The prop brake is a feature found on some controllers to keep the prop from free-wheeling when power is off. Essentially it applies a small amount of reverse current in power off position to oppose the free-wheeling of the prop. It is not enough current to make the propeller turn backwards.
Battery Eliminator Circuit (BEC)
A Battery Eliminator Circuit permits using the main battery that powers the motor to also power the receiver and servos, thus eliminating the need for a second battery pack to supply these units. This gives a weight saving to the model, which can be crucial in electric powered aircraft. Plugging the motor controller into the receiver is all that is necessary to activate this function. Be sure the BEC for the motor controller you have selected is sufficient to power the number of servos you intend to use.
This function works in conjunction with the BEC circuit. Obviously, if you are using your main power battery to also power your radio system, you don't want to loose control of the model once the motor has drained the battery. The Power Cut-off function will automatically cut the power off to the motor when the battery voltage has dropped to a pre-set level, ensuring that there is enough power remaining in the battery to supply the radio for the remainder of the flight.
Temperature Overload Protection
This function is also used protect the motor controller from heat damage.
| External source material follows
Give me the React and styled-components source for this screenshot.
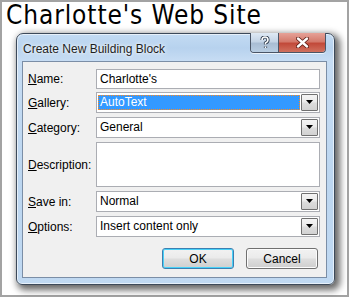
import React from 'react';
import styled, { createGlobalStyle } from 'styled-components';

const Global = createGlobalStyle`
  body { margin: 0; background: #fff; }
`;

const Page = styled.div`
  box-sizing: border-box;
  width: 349px;
  height: 297px;
  border: 2px solid #a3a3a3;
  background: #fff;
`;

const Heading = styled.h1`
  margin: 0;
  padding-left: 4px;
  height: 24px;
  line-height: 26px;
  font-family: "DejaVu Sans Condensed", "DejaVu Sans", sans-serif;
  font-weight: normal;
  font-size: 26px;
  letter-spacing: 0.9px;
  color: #000;
  white-space: nowrap;
`;

const Window = styled.div`
  box-sizing: border-box;
  margin: 7px 0 0 14px;
  width: 319px;
  height: 252px;
  border: 1px solid #3d4a5a;
  border-radius: 7px 7px 6px 6px;
  background: linear-gradient(180deg, #c3dbf3 0px, #b7d2ee 14px, #c6dcf3 26px, #bcd6f0 60%, #c0d9f2 100%);
  box-shadow: 3px 3px 7px 2px rgba(0, 0, 0, 0.6), inset 0 0 0 1px rgba(255, 255, 255, 0.6);
  display: flex;
  flex-direction: column;
  font-family: "Liberation Sans", Arial, sans-serif;
  font-size: 12px;
  color: #000;
`;

const TitleBar = styled.div`
  height: 27px;
  display: flex;
  align-items: flex-start;
  padding: 0 8px 0 6px;
`;

const Title = styled.div`
  flex: 1;
  padding-top: 8px;
  color: #1e1e1e;
  text-shadow: 0 0 6px #fff, 0 0 3px #fff;
`;

const CaptionButtons = styled.div`
  display: flex;
  margin-top: -1px;
  border: 1px solid #4a5566;
  border-top: none;
  border-radius: 0 0 4px 4px;
  overflow: hidden;
  box-shadow: 0 1px 0 rgba(255, 255, 255, 0.7);
`;

const CaptionButton = styled.div`
  height: 19px;
  width: ${p => p.$w}px;
  display: flex;
  align-items: center;
  justify-content: center;
  background: ${p => p.$close
    ? 'linear-gradient(180deg, #e6a298 0%, #d47a6c 45%, #c24a3a 55%, #d0705e 100%)'
    : 'linear-gradient(180deg, #dfe9f4 0%, #c4d4e6 45%, #a9bdd4 55%, #b8cde2 100%)'};
  border-left: ${p => (p.$close ? '1px solid #4a5566' : 'none')};
`;

const Client = styled.div`
  flex: 1;
  margin: 0 7px 6px 5px;
  border: 1px solid #7b8ea6;
  background: #f0f0f0;
  padding: 7px 6px 8px 5px;
  display: flex;
  flex-direction: column;
`;

const Row = styled.div`
  display: flex;
  align-items: center;
  margin-top: ${p => p.$gap}px;
`;

const Label = styled.div`
  width: 68px;
  flex: none;
  & u { text-decoration: underline; text-underline-offset: 1px; }
`;

const Field = styled.div`
  box-sizing: border-box;
  flex: 1;
  height: ${p => p.$h}px;
  border: 1px solid #abadb3;
  background: #fff;
  display: flex;
  align-items: ${p => (p.$area ? 'flex-start' : 'center')};
  padding: 1px;
`;

const Value = styled.div`
  flex: 1;
  height: 15px;
  line-height: 15px;
  padding-left: 2px;
  box-sizing: border-box;
  color: ${p => (p.$selected ? '#fff' : '#000')};
  background: ${p => (p.$selected ? '#3399ff' : 'transparent')};
  outline: ${p => (p.$selected ? '1px dotted #ff8a1f' : 'none')};
  outline-offset: -1px;
  margin-right: 1px;
`;

const DropButton = styled.div`
  box-sizing: border-box;
  width: 17px;
  align-self: stretch;
  border: 1px solid #707070;
  border-radius: 1px;
  background: linear-gradient(180deg, #f4f4f4 0%, #ebebeb 45%, #dcdcdc 55%, #d2d2d2 100%);
  display: flex;
  align-items: center;
  justify-content: center;
`;

const Footer = styled.div`
  display: flex;
  justify-content: flex-end;
  gap: 12px;
  margin-top: 11px;
  padding-right: 2px;
`;

const Button = styled.div`
  box-sizing: border-box;
  width: 72px;
  height: 21px;
  border: 1px solid ${p => (p.$default ? '#3c7fb1' : '#707070')};
  border-radius: 3px;
  background: linear-gradient(180deg, #f2f2f2 0%, #ebebeb 45%, #dddddd 55%, #cfcfcf 100%);
  box-shadow: ${p => (p.$default ? 'inset 0 0 0 1px #48d1f8' : 'inset 0 0 0 1px #fcfcfc')};
  display: flex;
  align-items: center;
  justify-content: center;
`;

const Arrow = () => (
  <svg width="9" height="7" viewBox="0 0 9 7">
    <path d="M1 1h7L4.5 5z" fill="#000" />
  </svg>
);

const Select = ({ children, selected }) => (
  <Field $h={21}>
    <Value $selected={selected}>{children}</Value>
    <DropButton><Arrow /></DropButton>
  </Field>
);

const App = () => (
  <Page>
    <Global />
    <Heading>Charlotte's Web Site</Heading>
    <Window>
      <TitleBar>
        <Title>Create New Building Block</Title>
        <CaptionButtons>
          <CaptionButton $w={27}>
            <svg width="10" height="13" viewBox="0 0 10 13">
              <path d="M2 4 Q2 1 5 1 Q8 1 8 4 Q8 6 5.5 7 L5.5 8.5 M5.5 10.5 L5.5 12" stroke="#2c3a4c" strokeWidth="3.2" fill="none" />
              <path d="M2 4 Q2 1 5 1 Q8 1 8 4 Q8 6 5.5 7 L5.5 8.5 M5.5 10.5 L5.5 12" stroke="#fff" strokeWidth="1.6" fill="none" />
            </svg>
          </CaptionButton>
          <CaptionButton $w={46} $close>
            <svg width="13" height="11" viewBox="0 0 13 11">
              <path d="M2 1.5 L11 9.5 M11 1.5 L2 9.5" stroke="#5a1a12" strokeWidth="4" strokeLinecap="round" />
              <path d="M2 1.5 L11 9.5 M11 1.5 L2 9.5" stroke="#fff" strokeWidth="2.4" strokeLinecap="round" />
            </svg>
          </CaptionButton>
        </CaptionButtons>
      </TitleBar>
      <Client>
        <Row $gap={0}>
          <Label><u>N</u>ame:</Label>
          <Field $h={20}><Value>Charlotte's</Value></Field>
        </Row>
        <Row $gap={3}>
          <Label><u>G</u>allery:</Label>
          <Select selected>AutoText</Select>
        </Row>
        <Row $gap={4}>
          <Label><u>C</u>ategory:</Label>
          <Select>General</Select>
        </Row>
        <Row $gap={4}>
          <Label><u>D</u>escription:</Label>
          <Field $h={45} $area />
        </Row>
        <Row $gap={4}>
          <Label><u>S</u>ave in:</Label>
          <Select>Normal</Select>
        </Row>
        <Row $gap={4}>
          <Label><u>O</u>ptions:</Label>
          <Select>Insert content only</Select>
        </Row>
        <Footer>
          <Button $default>OK</Button>
          <Button>Cancel</Button>
        </Footer>
      </Client>
    </Window>
  </Page>
);

export default App;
If the operating temperature of the unit reaches a certain point, the circuitry will automatically shut it down. Heat is the biggest enemy of electronic components.
Motor-On Safety Start
Many motor controllers have a safety feature that prevents the motor from being accidently activated when the radio is turned on. The motor is usually off when the throttle stick is in the lower portion of its range. The exact position of where the motor turns off can usually be adjusted through a potentiometer on the motor controller. The safety start ensures that the throttle stick has to be put into this lower range before the motor will start in the first place. This ensures that if the radio is turned on with the throttle stick at above the minimum position, the motor will not come on unexpectedly.
- Allow continuous air flow around the speed control. Do not pack it in foam. All electronic devices generate heat and their operation depends on them remaining cool. This is particularily true for devices such as ESCs that pass alot of current. The more current, the more heat.
- Use good quality connectors and large diameter, low gauge wire with many strands. The operation of your electric flight system is inversely dependant on the total resistance in the circuit and small wire, poor solder joints, and poor grade connectors that have small surface area, dirty contact points, or that wear easily will not give you good service or good performance.